Last night, President Obama delivered his annual State of the Union address in which he outlined some of the measures required in order for the US to reform and grow its economy.

His remarks on tax, small businesses and innovation in particular however, raise some important lessons for the UK’s ability to compete globally – both now and in the future.

“…Let’s work together to close those loopholes, end those incentives to ship jobs overseas, and lower tax rates for businesses that create jobs here at home.”

The UK must also seek to remain competitive against measures taken by other nations, and incentivise our manufacturing businesses in the tax system. As the ADS’ 2014 budget submission suggests, further reform of capital allowances, an increase R&D tax credits limits and a re-introduction of the industrial buildings allowance will help to ensure that companies  see the UK as a good place to invest.

“…Let’s do more to help the entrepreneurs and small business owners who create most new jobs in America. Over the past five years, my administration has made more loans to small business owners than any other…“ 

According to the HoC Public Accounts Committee, net lending by banks participating in the UK Funding for Lending scheme has declined by £2.3bn since the scheme was launched – and the number and value of loans backed by the Enterprise Finance Guarantee fell each year between 2010 and 2013. In order to successfully rebalance the UK economy, with a greater focus on manufacturing industries and increasing exports, ensuring these access points are improved so that companies can invest in new equipment and create more training & new jobs, is vital.

“We know that the nation that goes all-in on innovation today will own the global economy tomorrow….Congress should undo the damage done by last year’s cuts to basic research…”

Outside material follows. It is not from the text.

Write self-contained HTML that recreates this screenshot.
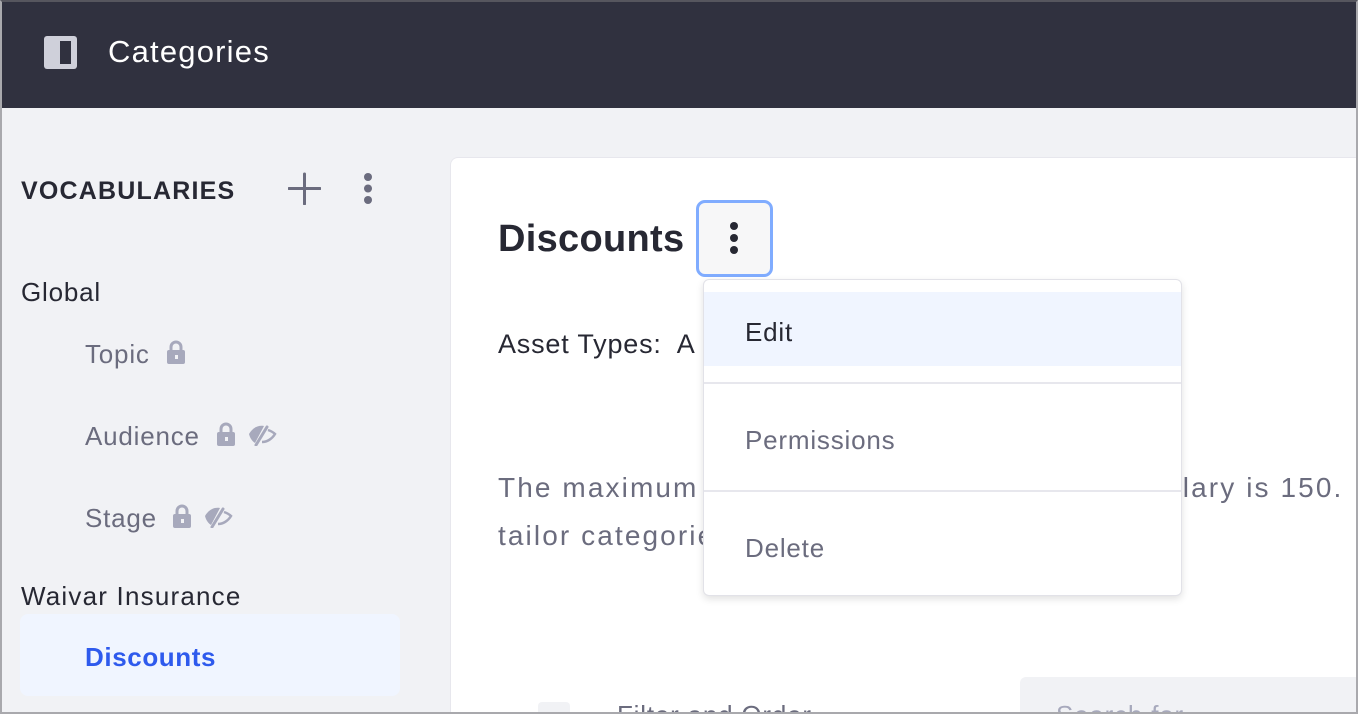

Obama’s insistence on innovation acting as a key differentiator for future economic growth is message which is becoming much stronger here in the UK. Where emerging economies can sometimes compete on labour and raw material costs, the UK must  allow high technology manufacturing and engineering industries to increase their investment in R&D. Joint industry and government support is instrumental to unlocking  innovation, and will ensure that UK does not find itself in the President’s position – lamenting the future impact of cuts to research funding.